As far as the content of the narrative it, uh…starts a little on the light side. It is a consecutive narrative, in the most basic sense – events that have occurred remain in continuity, and there’s dramatic climax from one season to the next (boy did they love their cliffhangers in the early days). It’s just that those plot events tended to be with a comedic focus, with the stories pursuing what Burnie found to be the best reaping ground for jokes than any kind of deep world building or character introspection. The first five seasons, known collectively as The Blood Gulch Chronicles, more or less stayed that way aside of a surprisingly bittersweet conclusion. When it started up again, things took a decidedly more plotty turn, if one that was content to move at its own pace.

How about Cartoon Network’s current darling, Adventure Time? It’s well into its fifth season now, and I at least would’ve never guessed from the outset that the deeply, deeply weird little piece of surreal children’s media the show started out as would later weave in an apocalypse and plentiful gut wrenching. What is it about the appeal that speaks to so many, and inspired such a similar trajectory?

lich

The Lich is not funny

I’m not just talking about the two shows’ tendency toward Cerebus Syndrome, either. That’s a common enough occurrence going back through the generations, springing up for all sorts of reasons. The similarities go deeper. Behold:

Format? Both are (with the occasional exception) timed out in twelve-minute-and-under installments released on a week to week basis. AT’s more serious episodes remain more successfully stand alone than RvB’s, given that the latter is plotted as a feature film and broken into shorts for release, but the concept remains applicable from season to season. Both want to continue delivering the individually packed stories that originally launched them, but increasingly refer back to previously occurring events or characters as well.  The reason for this formatting has to do with playing on the audience expectation – RvB came about, as I mentioned, in a time largely before serialized web shows. The short length is an easy way to keep from intimidating new viewers, and by the time you get to the lengthier season finales the viewer is invested. With AT there is the format of the Saturday morning cartoon to consider, where two unrelated 11 minute shorts are jammed together in one time slot. The show plays with this as well as two parters, creating something that’s more akin to the short reels played in the early cinemas, be it a one-shot adventure or a thrilling Dick Dasterdly cliffhanger.

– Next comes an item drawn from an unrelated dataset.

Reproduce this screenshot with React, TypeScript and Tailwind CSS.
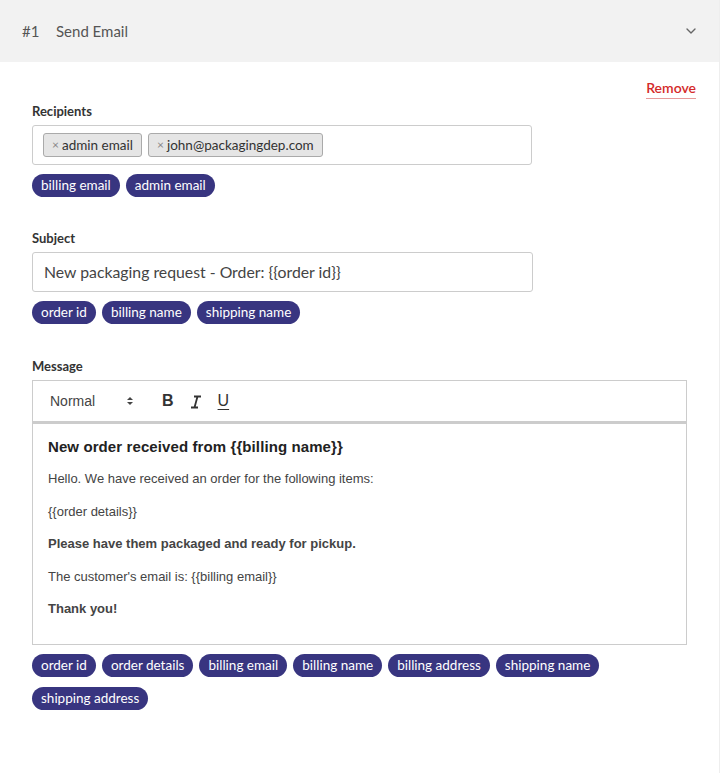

It also means that there is much more likely to be a tight, limited perspective on larger events – it lets the writer explain why certain things haven’t come to light before now, while also creating characters the audience sympathizes with as the focus (meaning that a shift in plot elements or outside style become more permissible).

Storytelling? Know what happens when you introduce your plot over time? It means your going to be doing a lot of comic book-style retcons. It also means that, depending on the length of what you’re drawing back on, you’ll have to do one of two things: spend a lot of time and energy reminding the viewer of what they’ve missed and inevitably forgotten, or letting them figure it out on their own in those ubiquitous fan forums. Both these shows favor the latter, almost to a fault. Burnie Burns (writer for most of RvB’s run) has stated his fondness for leaving puzzle pieces – little facts in the  background that can be put together to create implications of a larger story at work. Several fans puzzled out the big twist of Reconstruction before the season was even announced, for example. AT is much the same as regards the Murshroom War and most of the 1000 years before Finn and Jake went about adventuring.

This is a double edged sword, in some ways. A casual viewer might have zero reaction to a line that would cause a deeply invested fan to burst into tears, or they might dismiss the show entirely based on its surface elements or seemingly crazy over-interpreting fans. On the other hand, this type of narrative style is made for the modern age of fandom, where obsessive nitpicking and theorizing are more or less de rigueur for shows of any genre and audience. If you put it in on purpose you have the fun of watching your viewers scramble for it, and even interacting with them over what scrap to release next (elating or crushing their carefully made-up dreams). It does pose a danger if the audience comes to like their explanations better than yours, but that’s the nature of fandom all over. Why not play the positives when the negatives are going to happen anyway?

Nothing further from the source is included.